2. The Glossop View. I listened with interest after the Semi-Final draw when the Glossop manager, Steve Young, said that he was disappointed with not being at home in the 1st Leg. This a strange thing to hear as the majority of managers and coaches up and down the land normally prefer to be away in the 1st Leg; go to 'their' ground, shut up shop and finish them off at home in the 2nd Leg. Young's take on this was quite revealing; he explained that clubs at this level in the FA Vase really know nothing about each other. His plan was to shock Chalfont in the first game, and he would have preferred home advantage first to execute this plan. By the 2nd leg, they will know far more about each other and there will be no element of surprise. Young still intends to use the shock tactics tomorrow: "It's important that we go to Chalfont looking to win".
3. The Chalfont View. Chalfont have been a little more reserved in their build up to the game. They have a very young team (average age 20) and are based in a part of the country that is not traditionally a hotbed of football. They play in front of crowds of 75-80 but are expecting closer to 1000 tomorrow. Chalfont St Peter FC are a real community club and over the past 8 years or so, since the current Chairman Denis Mair took over, they have worked hard to build a solid club infrastructure and have developed a sound coaching set up. They do not pay their players. They have been favourites to win the FA Vase ever since the Fourth Round, a tag they are keen to dismiss. Coming from a small community they have had less coverage than other teams in the competition and they believe they are underdogs for the tie. The Chalfont manager, Danny Edwards, has a pragmatic view: "It will all come down to who adjusts and copes best with the pressure".
4. The 'W' Word. I am intrigued to understand how both sets of players, being so close to Wembley, actually feel at the moment and cope with this "pressure" that Edwards talks about. How do they control their nerves, how do they channel their excitement, how do they keep their feet on the ground? Can the pressure be simply too much? I put these questions to two Glossop players, captain Dave Young (son of manager Steve) and Rick Whelan. Both were very clear on this subject; their manager keeps them in check. Using the old cliché, they really do take one game at a time and are still in the hunt for League honours. The manager has them well focused and ensures that their feet are firmly nailed to the floor. Young believes that "whoever conquers their nerves will go through" and the manager has worked hard to ensure the players do not get carried away with things. The word 'Wembley' is well and truly banned amongst the North End players and coaching staff. Mention the 'W' word and a swift £5 fine follows. I wonder how big the kitty is?
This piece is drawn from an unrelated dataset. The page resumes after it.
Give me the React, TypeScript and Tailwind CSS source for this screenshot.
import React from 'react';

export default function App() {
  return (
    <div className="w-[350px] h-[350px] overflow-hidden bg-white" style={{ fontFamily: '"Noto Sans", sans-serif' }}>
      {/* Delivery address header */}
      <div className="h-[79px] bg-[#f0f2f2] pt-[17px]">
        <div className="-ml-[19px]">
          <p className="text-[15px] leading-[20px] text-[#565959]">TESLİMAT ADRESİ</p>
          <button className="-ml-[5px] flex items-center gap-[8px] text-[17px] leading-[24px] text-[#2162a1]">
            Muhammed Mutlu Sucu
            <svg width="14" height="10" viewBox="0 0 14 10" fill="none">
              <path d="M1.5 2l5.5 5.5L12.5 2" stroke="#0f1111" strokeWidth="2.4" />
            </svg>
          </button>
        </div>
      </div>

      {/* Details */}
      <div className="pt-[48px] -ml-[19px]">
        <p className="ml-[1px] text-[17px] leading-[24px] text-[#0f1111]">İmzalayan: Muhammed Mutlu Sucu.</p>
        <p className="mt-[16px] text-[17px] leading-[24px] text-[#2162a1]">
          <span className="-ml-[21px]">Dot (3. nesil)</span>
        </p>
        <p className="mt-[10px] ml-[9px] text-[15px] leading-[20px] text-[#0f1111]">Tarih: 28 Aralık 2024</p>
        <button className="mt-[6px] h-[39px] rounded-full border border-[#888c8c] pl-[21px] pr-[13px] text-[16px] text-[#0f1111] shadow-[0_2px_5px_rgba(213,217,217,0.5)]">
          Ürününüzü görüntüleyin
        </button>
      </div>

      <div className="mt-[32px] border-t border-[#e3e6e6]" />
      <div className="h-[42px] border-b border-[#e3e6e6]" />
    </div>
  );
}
5. Prediction? Talking of a kitty, throughout this FA Vase I and my friends have had small wagers to predict the scoreline of games we have been to. In the early rounds, PB seemed to scoop the kitty every time. But after any of us failed to get the score correct at Bitton AFC (2-0 to Glossop) and more understandably at Glossop (5-2 against Marske United), for tomorrow's game there is a double-rollover at stake. On this blog I have never predicted scores, in an effort to maintain an air of neutrality. A bit like Switzerland. To keep with tradition I'm not going to tell you want scoreline I have predicted for tomorrow. However, knowing our prediction skills, and the total unpredictability of this wonderful FA Vase competition, I would guess that we may have another rollover for the Wembley Final in May.
As Paul Gascoigne once said: "I don't make predictions and I never will".